Tally every line of the listing below that holds "screenshot", then give the tally alone.

[Front-end source files]
- - - - - - -
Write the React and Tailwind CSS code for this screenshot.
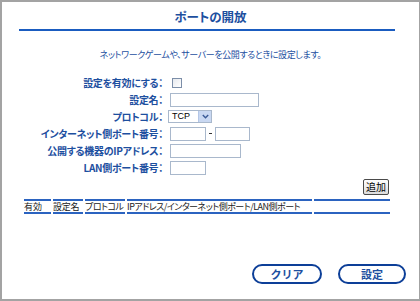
import React from "react";

const font = { fontFamily: '"Noto Sans CJK JP", "Liberation Sans", sans-serif' };

function Label({ children }) {
  return (
    <div className="h-[17px] flex items-center justify-end text-[10px] font-bold text-[#1d4f9f] leading-none tracking-[-0.3px] whitespace-nowrap [font-feature-settings:'palt']">
      {children}
    </div>
  );
}

function TextInput({ w }) {
  return <div className={`h-[14px] ${w} border border-[#a9b8cc] bg-white`} />;
}

export default function App() {
  return (
    <div
      className="w-[420px] h-[301px] box-border border-t-2 border-l-2 border-b-2 border-r border-[#a3a3a3] bg-white flex flex-col"
      style={font}
    >
      {/* title */}
      <div className="h-[27px] flex items-center justify-center pt-[3px]">
        <span className="text-[12.5px] font-bold text-[#1d4f9f] leading-none [font-feature-settings:'palt']">
          ポートの開放
        </span>
      </div>
      <div className="ml-[17px] w-[376px] h-[2px] bg-[#1a5cc0]" />

      {/* subtitle */}
      <div className="mt-[17px] h-[12px] flex items-center justify-center">
        <span className="text-[9px] text-[#1d4f9f] leading-none tracking-[-0.4px] whitespace-nowrap [font-feature-settings:'palt']">
          ネットワークゲームや、サーバーを公開するときに設定します。
        </span>
      </div>

      {/* form */}
      <div className="mt-[14px] grid grid-cols-[161px_1fr]">
        <div className="flex flex-col">
          <Label>設定を有効にする：</Label>
          <Label>設定名：</Label>
          <Label>プロトコル：</Label>
          <Label>インターネット側ポート番号：</Label>
          <Label>公開する機器のIPアドレス：</Label>
          <Label>LAN側ポート番号：</Label>
        </div>
        <div className="flex flex-col pl-[7px]">
          <div className="h-[17px] flex items-center pl-[2px]">
            <div className="w-[10px] h-[10px] border border-[#7c8ea8] bg-gradient-to-br from-[#e6e9ee] to-white" />
          </div>
          <div className="h-[17px] flex items-center">
            <TextInput w="w-[89px]" />
          </div>
          <div className="h-[17px] flex items-center -ml-[2px]">
            <div className="w-[44px] h-[13px] border border-[#a9b8cc] bg-white flex items-stretch">
              <span className="flex-1 text-[9px] leading-[11px] pl-[3px] text-black" style={{ fontFamily: '"Liberation Sans", sans-serif' }}>
                TCP
              </span>
              <div className="w-[13px] bg-[#c9d8f2] border-l border-[#b4c6e6] flex items-center justify-center">
                <svg width="7" height="5" viewBox="0 0 7 5">
                  <path d="M0.8 1 L3.5 3.8 L6.2 1" stroke="#3a5a96" strokeWidth="1.4" fill="none" />
                </svg>
              </div>
            </div>
          </div>
          <div className="h-[17px] flex items-center">
            <TextInput w="w-[36px]" />
            <div className="w-[9px] flex justify-center">
              <div className="w-[3px] h-[1.5px] bg-[#333]" />
            </div>
            <TextInput w="w-[35px]" />
          </div>
          <div className="h-[17px] flex items-center">
            <TextInput w="w-[71px]" />
          </div>
          <div className="h-[17px] flex items-center">
            <TextInput w="w-[36px]" />
          </div>
        </div>
      </div>

      {/* add button */}
      <div className="mt-[3px] w-[387px] flex justify-end">
        <div className="w-[26px] h-[16px] border border-[#4a4a4a] rounded-[2px] bg-gradient-to-b from-white to-[#dcdcdc] flex items-center justify-center text-[10px] text-black leading-none">
          追加
        </div>
      </div>

      {/* table header */}
      <div className="mt-[4px] ml-[22px] flex gap-[2px] text-[9px] text-[#222] leading-none whitespace-nowrap [font-feature-settings:'palt']">
        <div className="w-[27px] h-[15px] border-t-2 border-b-2 border-[#2b63c0] flex items-center">有効</div>
        <div className="w-[30px] h-[15px] border-t-2 border-b-2 border-[#2b63c0] flex items-center tracking-[-0.3px]">設定名</div>
        <div className="w-[40px] h-[15px] border-t-2 border-b-2 border-[#2b63c0] flex items-center tracking-[-0.5px] overflow-hidden">プロトコル</div>
        <div className="w-[185px] h-[15px] border-t-2 border-b-2 border-[#2b63c0] flex items-center tracking-[-0.5px]">
          IPアドレス/インターネット側ポート/LAN側ポート
        </div>
        <div className="w-[76px] h-[15px] border-t-2 border-b-2 border-[#2b63c0]" />
      </div>

      {/* bottom buttons */}
      <div className="flex-1" />
      <div className="mb-[15px] flex justify-end gap-[16px] pr-[13px]">
        <div className="w-[70px] h-[20px] border-2 border-[#0d3f98] rounded-full bg-white flex items-center justify-center text-[11px] font-bold text-[#1d4f9f] leading-none">
          クリア
        </div>
        <div className="w-[68px] h-[20px] border-2 border-[#0d3f98] rounded-full bg-white flex items-center justify-center text-[11px] font-bold text-[#1d4f9f] leading-none">
          設定
        </div>
      </div>
    </div>
  );
}
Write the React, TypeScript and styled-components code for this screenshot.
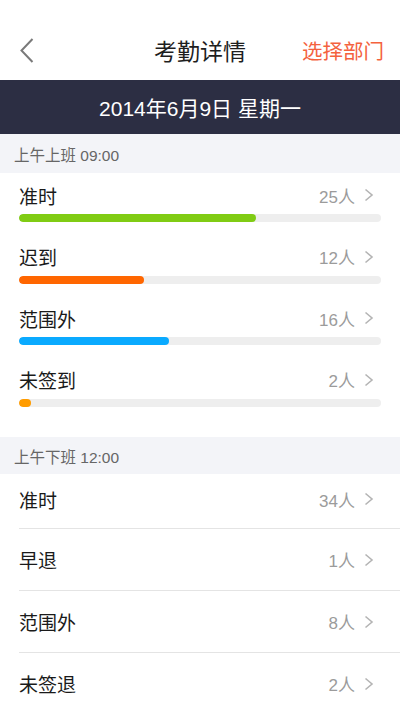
import React from "react";
import styled, { createGlobalStyle } from "styled-components";

const GlobalStyle = createGlobalStyle`
  body {
    margin: 0;
    background: #ffffff;
    font-family: "Liberation Sans", "Noto Sans CJK SC", sans-serif;
  }
`;

const Page = styled.div`
  width: 400px;
  min-height: 710px;
  background: #ffffff;
  overflow: hidden;
`;

const NavBar = styled.div`
  height: 60px;
  padding-top: 20px;
  display: grid;
  grid-template-columns: 1fr auto 1fr;
  align-items: center;
`;

const BackButton = styled.div`
  padding-left: 20px;
  display: flex;
  align-items: center;
`;

const Title = styled.div`
  font-size: 23px;
  color: #1e1e1e;
`;

const NavAction = styled.div`
  justify-self: end;
  padding-right: 16px;
  font-size: 20.5px;
  color: #f4623e;
`;

const DateBar = styled.div`
  height: 54px;
  background: #2c2e43;
  color: #ffffff;
  font-size: 21px;
  display: flex;
  align-items: center;
  justify-content: center;
`;

const SectionHeader = styled.div<{ $spaced?: boolean }>`
  height: ${(p) => (p.$spaced ? "37px" : "39px")};
  margin-top: ${(p) => (p.$spaced ? "18px" : "0")};
  background: #f3f4f8;
  color: #666666;
  font-size: 15.5px;
  padding-left: 14px;
  display: flex;
  align-items: center;
`;

const ProgressRow = styled.div`
  height: 61.5px;
  box-sizing: border-box;
  padding: 10px 19px 0 19px;
`;

const RowTop = styled.div`
  height: 24px;
  display: flex;
  align-items: center;
  justify-content: space-between;
`;

const Label = styled.div`
  font-size: 19px;
  color: #1a1a1a;
`;

const Value = styled.div`
  display: flex;
  align-items: center;
  gap: 9px;
  padding-right: 7px;
  font-size: 17px;
  color: #9b9b9b;
`;

const Track = styled.div`
  margin-top: 7px;
  height: 8px;
  border-radius: 4px;
  background: #eeeeee;
  overflow: hidden;
`;

const Fill = styled.div<{ $color: string }>`
  height: 100%;
  border-radius: 4px;
  background: ${(p) => p.$color};
`;

const ListRow = styled.div`
  height: 62px;
  box-sizing: border-box;
  margin-left: 19px;
  padding: 0 26px 0 0;
  border-top: 1px solid #e4e4e4;
  display: flex;
  align-items: center;
  justify-content: space-between;

  &:first-of-type {
    height: 54px;
    padding-bottom: 4px;
    border-top: none;
  }
`;

const ListValue = styled(Value)`
  padding-right: 0;
`;

const Chevron = () => (
  <svg width="10" height="14" viewBox="0 0 10 14">
    <path d="M1.5 1.5 L8 7 L1.5 12.5" fill="none" stroke="#b4b4b4" strokeWidth="1.6" />
  </svg>
);

const BackIcon = () => (
  <svg width="14" height="25" viewBox="0 0 14 25">
    <path d="M12.5 1 L1.5 12.5 L12.5 24" fill="none" stroke="#7a7a7a" strokeWidth="2" />
  </svg>
);

const morning = [
  { label: "准时", count: 25, color: "#80cc14", width: 237 },
  { label: "迟到", count: 12, color: "#ff6600", width: 125 },
  { label: "范围外", count: 16, color: "#0aaaff", width: 150 },
  { label: "未签到", count: 2, color: "#ff9c00", width: 12 },
];

const noon = [
  { label: "准时", count: 34 },
  { label: "早退", count: 1 },
  { label: "范围外", count: 8 },
  { label: "未签退", count: 2 },
];

const Group = styled.div``;

export default function App() {
  return (
    <Page>
      <GlobalStyle />
      <NavBar>
        <BackButton>
          <BackIcon />
        </BackButton>
        <Title>考勤详情</Title>
        <NavAction>选择部门</NavAction>
      </NavBar>
      <DateBar>2014年6月9日 星期一</DateBar>

      <SectionHeader>上午上班 09:00</SectionHeader>
      {morning.map((r) => (
        <ProgressRow key={r.label}>
          <RowTop>
            <Label>{r.label}</Label>
            <Value>
              {r.count}人
              <Chevron />
            </Value>
          </RowTop>
          <Track>
            <Fill $color={r.color} style={{ width: r.width }} />
          </Track>
        </ProgressRow>
      ))}

      <SectionHeader $spaced>上午下班 12:00</SectionHeader>
      <Group>
        {noon.map((r) => (
          <ListRow key={r.label}>
            <Label>{r.label}</Label>
            <ListValue>
              {r.count}人
              <Chevron />
            </ListValue>
          </ListRow>
        ))}
      </Group>
    </Page>
  );
}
- - - - - - -
Task output: 2